Le cabinet du maire traite quelques 600 courriers par mois.

67.

Le dépouillement de chaque lettre est un travail particulièrement fastidieux. Lecture et relecture des lettres, création de la grille de saisie et des critères pertinents, amélioration de la grille, saisie des différentes lettres sont des opérations particulièrement lourdes en temps (en moyenne 4 à 5 heures par courriers), qui explique pour partie que l’ensemble des courriers recueillis n’ait pas été enregistré.
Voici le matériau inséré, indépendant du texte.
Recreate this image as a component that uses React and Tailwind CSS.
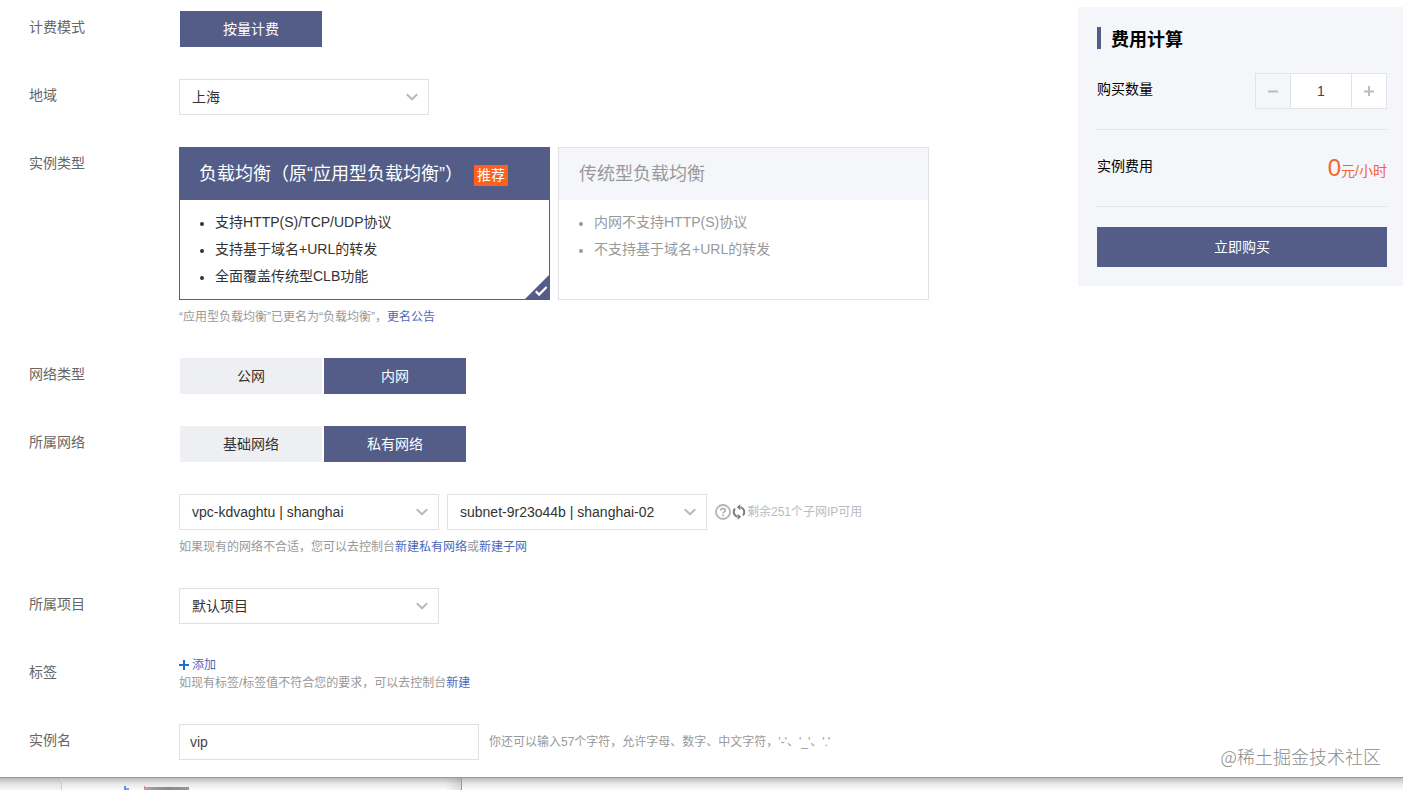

Les 290 lettres de notre corpus se décomposent ainsi : i) 190 lettres concernent la construction de la grande mosquée de Lyon ; ii) 60 lettres sont relatives à d’importantes chutes de neige intervenues en janvier 1997 ; iii) 40 lettres concernent des problèmes d’aménagement public au sens large (déplacements urbains, voirie, éclairage public, parcs...).

68.

La liste des différents items a été dressée en prenant appui sur des travaux antérieurs et notamment, Luc Boltanski, Yann Darée (coll.), “La dénonciation”, Actes de la recherche en sciences sociales, op. cit. ; Dominique Cardon, “Comment se faire entendre ? Les prises de parole des auditeurs de RTL”, Politix, n° 31, 1995, pp. 145-186 ; Dominique Cardon, Jean-Philippe Heurtin, “La critique en régime d’impuissance. Une lecture des indignations pour l’abbé Pierre”, Cinquième congrès de l’Association Française de Science Politique, 23-26 avril 1996, Table ronde n° 5. Les appuis de l’approche linguistique ont également été mis à profit, cf. Catherine Kerbrat-Orechioni, Les interactions verbales, Paris, Armand Colin, 1992, “Linguistique”, 2 tomes.

69.

La méthode et les résultats de cette enquête peuvent être consultés en annexes.

70.

La listes des entretiens peut être consultée dans les sources, en fin de volume.

71.

Le suivi du travail quotidien des services, l’assistance au tri des missives ou à la réunion hebdomadaire des rédacteurs du cabinet du maire nous ont été refusé. Aucun travail de terrain prolongé n’a donc pu être conduit.